Multidimensional Pattern Recognition
Cisco IronPort Anti-Spam includes a patent-pending technology called Multidimensional Pattern Recognition (MPR) to address this problem. After decoding the binary image files, Cisco IronPort uses MPR to analyze the decompressed image data across more than 13 dimensions. This analysis determines whether or not the message is spam.
MPR Example
Color is an example of a dimension that provides plentiful information about the content of a message. Cisco IronPort analyzes the distribution of colors found in each message to establish the likelihood that the message is spam. Two examples are:
- MPR can scan a GIF file to look for pixel patterns
- MPR can also detect anomalous "dots" in images
Pixel patterns can indicate that the image file is displaying "all text" to the user. This pattern is common in spam but rare in legitimate email.
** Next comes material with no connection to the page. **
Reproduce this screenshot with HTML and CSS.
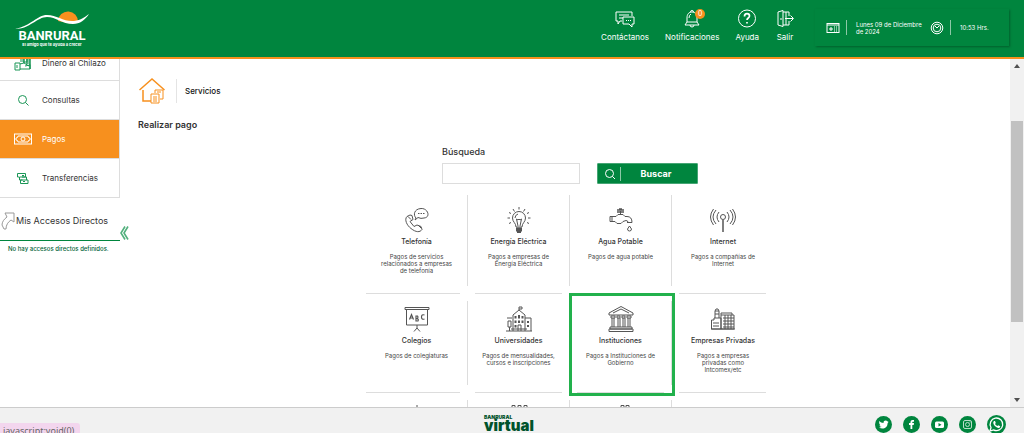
FILE: index.html
```html
<!DOCTYPE html>
<html lang="es">
<head>
<meta charset="utf-8">
<title>Banrural Virtual</title>
<link rel="stylesheet" href="styles.css">
</head>
<body>
<header class="topbar">
  <a class="brand" href="#">
    <svg class="brand-hill" width="74" height="21" viewBox="0 0 74 21"><path d="M43 12a10 10 0 1 1 20 1q-10 2-20-1z" fill="#f7901e"/><path d="M0 20C16 17 22 6 32 6c10 0 17 7 27 6 7-1 11-4 15-7-4 6-9 10-16 10-11 0-17-7-26-7C22 8 15 20 0 20z" fill="#fff"/></svg>
    <span class="brand-name">BANRURAL</span>
    <span class="brand-tag">El amigo que te ayuda a crecer</span>
  </a>
  <nav class="topnav">
    <a class="topnav-item" href="#">
      <svg width="20" height="20" viewBox="0 0 20 20" class="line"><path d="M7 12H5l-2 3v-3H1V3h16v4M4 6h10M4 9h4M8 8h11v7h-2v3l-3-3H8z"/><path d="M11 11.500h1m1 0h1m1 0h1"/></svg>
      Contáctanos
    </a>
    <a class="topnav-item" href="#">
      <span class="bell">
        <svg width="20" height="20" viewBox="0 0 20 20" class="line"><path d="M5 13V9c0-4 2-6 5-6s5 2 5 6v4l2 3H3l2-3zh10M8.500 3a1.500 1.500 0 1 1 3 0M8 16a2 2 0 0 0 4 0M7 9q0-3 2-4"/></svg>
        <span class="badge">0</span>
      </span>
      Notificaciones
    </a>
    <a class="topnav-item" href="#">
      <svg width="20" height="20" viewBox="0 0 20 20" class="line"><circle cx="10" cy="9.500" r="8.500"/><path d="M7.500 7.500c0-4 5-3.500 5-.5 0 2-2.500 2-2.500 4" stroke-width="1.700"/><path d="M10 13v1.500" stroke-width="1.700"/></svg>
      Ayuda
    </a>
    <a class="topnav-item" href="#">
      <svg width="20" height="20" viewBox="0 0 20 20" class="line"><path d="M3 3l5-1.500v16L3 16zM8 3h6v4M14 12v4H8M6 9v2M10 9.500h8M15.500 6.500l3 3-3 3M11 3v13" /></svg>
      Salir
    </a>
  </nav>
  <div class="clock">
    <svg width="14" height="14" viewBox="0 0 14 14" class="line"><rect x="1" y="2.500" width="12" height="9"/><path d="M1 4h12M4 7h2v2H4zM8 6h1m1 0h1M8 8h1m1 0h1M8 10h1m1 0h1"/></svg>
    <span class="clock-date">Lunes 09 de Diciembre de 2024</span>
    <svg width="14" height="14" viewBox="0 0 14 14" class="line"><circle cx="7" cy="7" r="5.800"/><circle cx="7" cy="7" r="3.800"/><path d="M5 5l2 2 2-2"/></svg>
    <span class="clock-time">10:53 Hrs.</span>
  </div>
</header>

<div class="middle">
  <aside class="sidebar">
    <nav class="menu">
      <a class="menu-item" href="#">
        <svg width="18" height="18" viewBox="0 0 18 18" class="green"><path d="M7 8V2h8v8M9 4h4v4H9zM1 9h5v7H1zM6 10l4-1 5 3 1-2M6 15h10v-4l-5 1M3 11v3"/><path d="M10 2v7m3-7v8M16 3v12" stroke-width="1.500"/></svg>
        Dinero al Chilazo
      </a>
      <a class="menu-item" href="#">
        <svg width="18" height="18" viewBox="0 0 18 18" class="green"><circle cx="8.500" cy="8.500" r="4"/><path d="M11.500 11.500l3 3"/></svg>
        Consultas
      </a>
      <a class="menu-item active" href="#">
        <svg width="18" height="18" viewBox="0 0 18 18" class="line"><rect x="0.500" y="4" width="17" height="10"/><path d="M4 6h10q0 2 2 2v2q-2 0-2 2H4q0-2-2-2V8q2 0 2-2z"/><circle cx="9" cy="9" r="2"/></svg>
        Pagos
      </a>
      <a class="menu-item" href="#">
        <svg width="18" height="18" viewBox="0 0 18 18" class="green"><path d="M5.500 8H3.500V4.500h8V8H6M5.500 8v3h3M8 8h4.500v3M14 11H6.500v3.500H14V11M8 6.500h2M9 12.500h2"/></svg>
        Transferencias
      </a>
    </nav>
    <div class="shortcuts">
      <h2 class="shortcuts-title">
        <svg width="14" height="18" viewBox="0 0 14 18"><path d="M4 1h9v9l-3-2c-3 2-5 5-5 9H3L1 13c0-3 2-6 5-8z" fill="none" stroke="#999"/></svg>
        Mis Accesos Directos
      </h2>
      <p class="shortcuts-empty">No hay accesos directos definidos.</p>
    </div>
    <button class="collapse" type="button" aria-label="Ocultar menú">
      <svg width="9" height="14" viewBox="0 0 9 14"><path d="M5 .5L1 7l4 6.500M8 .5L4 7l4 6.500" fill="none" stroke="#52b07d" stroke-width="1.600"/></svg>
    </button>
  </aside>

  <main class="content">
    <div class="crumb">
      <svg width="28" height="28" viewBox="0 0 28 28" fill="none" stroke="#f7901e" stroke-width="1.500"><path d="M1.500 13L14 2l12.500 11M5 13v11h8"/><path d="M17 16v-3h8v9h-3M19 15h4" stroke-width="1"/><path d="M13 17h8v9h-8zM15 20h4M15 22h4M15 24h4" stroke-width="1"/></svg>
      <span class="crumb-text">Servicios</span>
    </div>
    <h1 class="page-title">Realizar pago</h1>

    <form class="search">
      <label class="search-label" for="q">Búsqueda</label>
      <div class="search-row">
        <input class="search-input" id="q" type="text">
        <button class="search-button" type="button">
          <svg width="12" height="12" viewBox="0 0 12 12" class="line"><circle cx="5.500" cy="5.500" r="4"/><path d="M8.500 8.500L11 11"/></svg>
          <span class="search-button-text">Buscar</span>
        </button>
      </div>
    </form>

    <div class="services">
      <a class="cell" href="#"><div class="tile">
        <svg width="26" height="26" viewBox="0 0 26 26" class="gray"><path d="M6 8L3 9.500c-3 3 0 9 4 12 5 4 9 4 11 1l-1-3-4-1.500-3 1.500-4-5 3-2-1-4zM4 9.500l3 3M14 18l3 3"/><path d="M12 11c-3-3-2-9 5-9.500s10 9 3 9.500q-3 1-6-.5L11 13z"/><path d="M14 6.500h1.500m1 0H18m1 0h1.500"/></svg>
        <h3 class="tile-title">Telefonía</h3><p class="tile-text">Pagos de servicios relacionados a empresas de telefonía</p></div></a>
      <a class="cell" href="#"><div class="tile">
        <svg width="26" height="26" viewBox="0 0 26 26" class="gray"><path d="M10 20c0-4-3.500-5-3.500-9a6.500 6.500 0 0 1 13 0c0 4-3.500 5-3.500 9zM9 11q0-3 3-4"/><path d="M10 21.500h6M10 23.500h6M11 25h4" stroke-width="1.800"/><path d="M12 19l-1.500-7 1.500 1 1-1 1 1 1.500-1L14 19M13 0v2.500M7 2l1.500 2.500M19 2l-1.500 2.500M3 5.500l2 1M23 5.500l-2 1M1.500 11H4M22 11h2.500M3 16.500l2-1M23 16.500l-2-1"/></svg>
        <h3 class="tile-title">Energía Eléctrica</h3><p class="tile-text">Pagos a empresas de Energía Eléctrica</p></div></a>
      <a class="cell" href="#"><div class="tile">
        <svg width="26" height="26" viewBox="0 0 26 26" class="gray"><path d="M2 9.500h6l2-2h5l2 2h2q5 0 5 6h-4q0-2-2-2l-3 1-2 2H9l-2-2H2zM4 9.500v5M12.500 7V4M19 15.500h5M21.500 19l-2 3a2 2 0 1 0 4 0z"/><path d="M9 3h7M9 5h7M11 2h3" stroke-width="1.500"/></svg>
        <h3 class="tile-title">Agua Potable</h3><p class="tile-text">Pagos de agua potable</p></div></a>
      <a class="cell" href="#"><div class="tile">
        <svg width="26" height="26" viewBox="0 0 26 26" class="gray"><circle cx="13" cy="10" r="2.500"/><path d="M13 13v12" stroke-width="1.500"/><path d="M9 5q-4 5 0 10M17 5q4 5 0 10M6 3q-6 7 0 14M20 3q6 7 0 14M3.500 2q-6 8 0 16M22.500 2q6 8 0 16"/></svg>
        <h3 class="tile-title">Internet</h3><p class="tile-text">Pagos a compañías de Internet</p></div></a>

      <a class="cell" href="#"><div class="tile">
        <svg width="26" height="26" viewBox="0 0 26 26" class="gray"><path d="M1 1.500h24v2H1zM2.500 4v15h21V4M13 19v3m-3 3.500l3-3.500 3 3.500"/><path d="M5.500 13.500l2-5 2 5M6.500 12h2M12 10h1.500q1 1 0 2.500H12zm0 2.500V15h2q1-1-.5-2.500M20.500 9q-3-1-3 2t3 2" stroke-width="1.200"/></svg>
        <h3 class="tile-title">Colegios</h3><p class="tile-text">Pagos de colegiaturas</p></div></a>
      <a class="cell" href="#"><div class="tile">
        <svg width="26" height="26" viewBox="0 0 26 26" class="gray"><path d="M7 25V9l6-5 6 5v16M13 4V1h3v2h-3M19 12h6v13M0 25h26M3.500 25v-4M2 15h3v6H2zM1 12h5M5 23h16M12 25v-6h3v6"/><path d="M9.500 10v2.500M13 9v3.500M16.500 10v2.500M9.500 14.500V17M13 14.500V17M16.500 14.500V17M9.500 19v2.500M22 15v2M22 19v2" stroke-width="2"/></svg>
        <h3 class="tile-title">Universidades</h3><p class="tile-text">Pagos de mensualidades, cursos e inscripciones</p></div></a>
      <a class="cell" href="#"><div class="tile">
        <svg width="26" height="26" viewBox="0 0 26 26" class="gray"><path d="M1 7l12-6.500L25 7v2H1zM5 7l8-4 8 4M3 10h4v2H3zM9 10h3v2H9zM14 10h3v2h-3zM19 10h4v2h-4z"/><path d="M4 12v9M6 12v9M10 12v9M12 12v9M15 12v9M17 12v9M20 12v9M22 12v9M2 21h22v2H2zM1 23h24v2.500H1z"/></svg>
        <h3 class="tile-title">Instituciones</h3><p class="tile-text">Pagos a Instituciones de Gobierno</p></div><span class="highlight"></span></a>
      <a class="cell" href="#"><div class="tile">
        <svg width="26" height="26" viewBox="0 0 26 26" class="gray"><path d="M1.500 23V14H4v-2h7v11zM5 12V5h4v7M5 8h4M5 5l1-2h2l1 2M11 23V9h13v14zM11 9V7h11v2M1 23h24M3 17h6M3 20h6"/><path d="M15 9v14M18 9v14M21 9v14M13 12h11M13 15h11M13 18h11M13 21h11"/></svg>
        <h3 class="tile-title">Empresas Privadas</h3><p class="tile-text">Pagos a empresas privadas como Intcomex/etc</p></div></a>

      <a class="cell" href="#"><div class="tile"><svg width="26" height="26" viewBox="0 0 26 26" class="gray"><path d="M13 0v10M8 10h10"/></svg></div></a>
      <a class="cell" href="#"><div class="tile"><svg width="26" height="26" viewBox="0 0 26 26" class="gray"><path d="M6 .5h3v9H6zM12 .5h3v9h-3zM18 .5h3v9h-3z"/></svg></div></a>
      <a class="cell" href="#"><div class="tile"><svg width="26" height="26" viewBox="0 0 26 26" class="gray"><path d="M13 .5h3v9h-3zM18 .5h3v9h-3z"/></svg></div></a>
      <a class="cell" href="#"><div class="tile"></div></a>
    </div>
  </main>

  <div class="scrollbar">
    <svg width="6" height="4" viewBox="0 0 6 4"><path d="M0 4l3-4 3 4z" fill="#505050"/></svg>
    <span class="scroll-thumb"></span>
    <svg width="6" height="4" viewBox="0 0 6 4"><path d="M0 0l3 4 3-4z" fill="#505050"/></svg>
  </div>
</div>

<footer class="footer">
  <div class="foot-logo"><span class="foot-small">BANRURAL</span><span class="foot-big">virtual</span></div>
  <div class="social">
    <a href="#" aria-label="Twitter"><svg width="17" height="17" viewBox="0 0 17 17"><circle cx="8.500" cy="8.500" r="8.500" fill="#00853e"/><path d="M4 5q2 2 4.500 2c0-3 3-3 4-1.500l1-.5-.8 1.300.8-.1-1 1.200c0 5-5 6-8.500 4.100q2 0 2.500-.8-2 0-2-1.500h1Q4 8.500 4 5z" fill="#fff"/></svg></a>
    <a href="#" aria-label="Facebook"><svg width="17" height="17" viewBox="0 0 17 17"><circle cx="8.500" cy="8.500" r="8.500" fill="#00853e"/><path d="M7.500 13V9H6V7h1.500V5.800Q7.500 4 9.500 4H11v1.800H9.800q-.5 0-.5.600V7H11l-.3 2H9.300v4z" fill="#fff"/></svg></a>
    <a href="#" aria-label="YouTube"><svg width="17" height="17" viewBox="0 0 17 17"><circle cx="8.500" cy="8.500" r="8.500" fill="#00853e"/><rect x="4" y="5.500" width="9" height="6.500" rx="1.500" fill="#fff"/><path d="M7.500 7v3.500l3-1.700z" fill="#00853e"/></svg></a>
    <a href="#" aria-label="Instagram"><svg width="17" height="17" viewBox="0 0 17 17"><circle cx="8.500" cy="8.500" r="8.500" fill="#00853e"/><g fill="none" stroke="#b8dcc8"><rect x="4.500" y="4.500" width="8" height="8" rx="1.500"/><circle cx="8.500" cy="8.500" r="2"/><path d="M10.500 6h1"/></g></svg></a>
    <a href="#" aria-label="WhatsApp"><svg width="19" height="19" viewBox="0 0 19 19"><circle cx="9.500" cy="9.500" r="9.500" fill="#00853e"/><path d="M3 16l1-3.500a6.300 6.300 0 1 1 2.500 2.400z" fill="none" stroke="#fff" stroke-width="1.300"/><path d="M7 6l1 0 .8 2-.8.900q.8 1.500 2.500 2.200l.8-.9 1.900 1c0 2-2 2-3.200 1.400Q7.500 11.500 6.500 9 5.800 7 7 6z" fill="#fff"/></svg></a>
  </div>
  <span class="status">javascript:void(0)</span>
</footer>
</body>
</html>
```
FILE: styles.css
```css
* { box-sizing: border-box; }
body {
  margin: 0;
  height: 100vh;
  display: flex;
  flex-direction: column;
  overflow: hidden;
  background: #fff;
  color: #333;
  font-family: Inter, "Open Sans", sans-serif;
  font-size: 8px;
}
a { color: inherit; text-decoration: none; }
h1, h2, h3, p { margin: 0; }
svg { display: block; flex: none; }
.line { fill: none; stroke: currentColor; stroke-width: 1; }
.green { fill: none; stroke: #1b9657; stroke-width: 1; }
.gray { fill: none; stroke: #555; stroke-width: 1; }

.topbar {
  flex: none;
  display: flex;
  align-items: flex-start;
  padding: 9px 15px 10px;
  background: #00853e;
  border-bottom: 2px solid #f7901e;
  color: #fff;
}
.brand {
  display: flex;
  flex-direction: column;
  align-items: center;
  margin-right: auto;
  font-weight: 700;
}
.brand-name {
  font-family: Roboto, sans-serif;
  font-size: 13px;
  line-height: 12px;
}
.brand-tag { font-size: 4px; line-height: 5px; }
.topnav { display: flex; gap: 16px; }
.topnav-item {
  display: flex;
  flex-direction: column;
  align-items: center;
  gap: 3px;
  font-size: 8px;
  line-height: 10px;
}
.bell { position: relative; }
.badge {
  position: absolute;
  top: 0;
  right: -3px;
  width: 10px;
  height: 10px;
  border-radius: 50%;
  background: #f7901e;
  font-size: 7px;
  text-align: center;
}
.clock {
  display: flex;
  align-items: center;
  width: 194px;
  height: 37px;
  margin-left: 20px;
  padding-left: 11px;
  font-size: 6px;
  line-height: 7px;
  box-shadow: 1px 1px 2px #00602c;
}
.clock-date, .clock-time {
  display: flex;
  align-items: center;
  height: 15px;
  margin-left: 6px;
  padding-left: 9px;
  border-left: 1px solid #8cc8a6;
}
.clock-date { width: 84px; }

.middle { flex: 1; display: flex; min-height: 0; overflow: hidden; }
.sidebar { position: relative; flex: none; width: 120px; }
.menu { margin-top: -13px; border-right: 1px solid #ddd; }
.menu-item {
  display: flex;
  align-items: center;
  gap: 10px;
  height: 39px;
  padding-left: 14px;
  border-bottom: 1px solid #ddd;
  font-size: 8px;
}
.menu-item:first-child { height: 35px; }
.menu-item.active { background: #f7901e; color: #fff; }
.shortcuts-title {
  display: flex;
  align-items: center;
  gap: 1px;
  padding: 14px 0 10px 1px;
  border-bottom: 1px solid #00853e;
  font-size: 9px;
  font-weight: 400;
  line-height: 14px;
  white-space: nowrap;
}
.shortcuts-empty {
  padding: 4px 8px;
  font-size: 6px;
  line-height: 8px;
  font-weight: 500;
  color: #006236;
  white-space: nowrap;
}
.collapse {
  position: absolute;
  right: -9px;
  top: 167px;
  padding: 0;
  border: 0;
  background: none;
}

.content { flex: 1; min-width: 0; padding: 18px 8px 0 18px; }
.crumb { display: flex; align-items: center; gap: 10px; }
.crumb-text {
  padding-left: 8px;
  border-left: 1px solid #e4e4e4;
  font-size: 8px;
  font-weight: 500;
  line-height: 24px;
  color: #111;
}
.page-title {
  margin-top: 14px;
  font-size: 9px;
  font-weight: 600;
  line-height: 12px;
}
.search, .services { width: 408px; margin-left: auto; margin-right: auto; }
.search { padding-left: 76px; margin-top: 15px; }
.search-label { font-size: 9px; font-weight: 500; line-height: 12px; display: block; }
.search-row { display: flex; gap: 17px; margin-top: 5px; }
.search-input {
  width: 138px;
  height: 21px;
  border: 1px solid #ddd;
  background: #fff;
}
.search-button {
  display: flex;
  align-items: center;
  gap: 4px;
  width: 101px;
  height: 21px;
  padding: 0 6px;
  border: 1px solid #45a574;
  border-radius: 1px;
  background: #00853e;
  color: #fff;
  font: 700 9px Inter, sans-serif;
}
.search-button-text { flex: 1; border-left: 1px solid #8cc8a6; line-height: 14px; }
.services {
  display: grid;
  grid-template-columns: repeat(4, 1fr);
  grid-template-rows: 106px 99px 99px;
  margin-top: 11px;
}
.cell { position: relative; display: flex; flex-direction: column; padding-bottom: 7px; }
.tile {
  flex: 1;
  display: flex;
  flex-direction: column;
  align-items: center;
  padding: 5px 12px 0;
  border-right: 1px solid #ddd;
}
.cell:nth-child(-n+4) .tile { padding-top: 12px; }
.cell:nth-child(4n) .tile { border-right: 0; }
.cell::after { content: ""; height: 1px; margin: 7px 8px 0 7px; background: #ddd; }
.cell:nth-child(4n+1)::after { margin-left: 0; }
.tile-title {
  margin-top: 4px;
  font-size: 7px;
  font-weight: 500;
  line-height: 10px;
  white-space: nowrap;
  color: #333;
}
.tile-text {
  margin-top: 6px;
  font-size: 6px;
  line-height: 7px;
  text-align: center;
  color: #444;
}
.highlight {
  position: absolute;
  inset: -8px -3px 4px -1px;
  border: 3px solid #22b14c;
}

.scrollbar {
  flex: none;
  display: flex;
  flex-direction: column;
  align-items: center;
  width: 14px;
  padding: 5px 0 5px;
  background: #f1f1f1;
}
.scroll-thumb { width: 12px; height: 201px; margin: 53px 0 auto; background: #c1c1c1; }

.footer {
  position: relative;
  flex: none;
  display: flex;
  justify-content: flex-end;
  height: 26px;
  padding: 7px 18px 0 0;
  border-top: 1px solid #ccc;
  background: #f1f1f1;
}
.foot-logo {
  display: flex;
  flex-direction: column;
  margin-right: auto;
  padding-left: 484px;
  color: #00532c;
  font-weight: 900;
}
.foot-small { font-size: 5px; line-height: 5px; }
.foot-big { font-size: 15px; line-height: 12px; }
.social { display: flex; align-items: center; gap: 11px; height: 19px; }
.status {
  position: absolute;
  left: 0;
  bottom: -6px;
  height: 16px;
  padding: 1px 6px 0 3px;
  border-radius: 0 3px 0 0;
  background: #f3d6ee;
  color: #666;
  font: 9px/14px "Noto Sans", sans-serif;
}
```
Most legitimate GIF files contain pictures, not text.
Anomalous "dots" do not fit the "smoother" gradients of light typically found in legitimate email. These dots may represent attempts by the spammer to defeat signatures.
Deep Inspection Without Compromising Performance
To make this level of inspection possible without compromising performance, Cisco IronPort applies the concept of "early exit":
- The more intensive MPR process is applied to messages only after images have passed through regular context adaptive scanning.
- Within MPR, if part of the image file has been analyzed and the message is noted as spam, the full image file will never be analyzed.
The end result is a process that is not only more accurate, but also several times faster than traditional OCR technologies. Critical to the effectiveness of this technology is the real-time nature of Cisco IronPort Anti-Spam. Updates to the system are made every 5 minutes, helping to ensure immediate and accurate protection from image-based threats.